Ms Elliot describes effective communication as manipulation.

“If your motive is positive and for the good of the team, you’re OK. Manipulative merely means ‘skillfully handled’.

“We emphasise the fact that emotional fortitude is a learnt skill. A healthy culture deals with conflict, rather than unrealistically trying to eradicate it.

“But if it’s a simple as a boorish boss with non-existent listening skills, we’ll tell them that. I’m paid to be honest, not piss in their pocket,” Ms Elliot said.

While not always popular with her clients, the profitable results speak for themselves.

“Being hated half-way through is a good sign for me that I’m doing my job. They’re being challenged,” Ms Elliot said.

Sanitarium national manager Greg Gates said Soft Skills working with the national sales team increased its bottom line profits by $1.1 million over one year.

“In the beginning, she really knocked me off my feet. She held up a mirror to my behaviour and made me realise I was making my staff feel like little kids,” Mr Gates said.

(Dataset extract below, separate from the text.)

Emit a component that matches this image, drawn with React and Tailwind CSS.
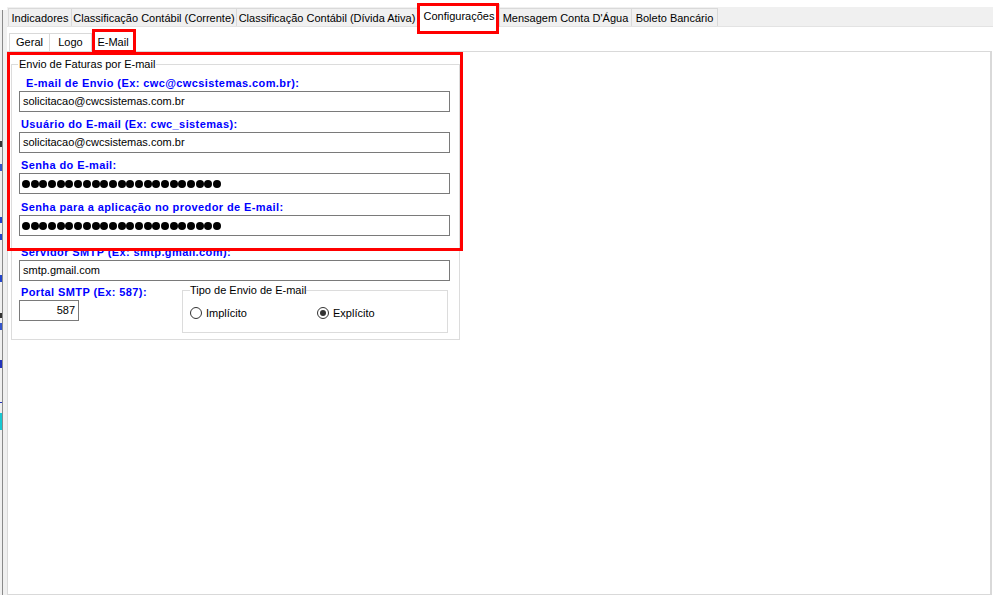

“The coaching had a marked affect on our business operations by encouraging an atmosphere of open debate and accountability. There are no more sacred cows here,” he said.

“It’s put rigour into our processes and smoothed the way for change. People who have been working at Sanitarium for 30 years say the current work environment is the best they’ve ever worked in.

“We’re the machine, but Soft Skills is the oil that helps it run,” Mr Gates said.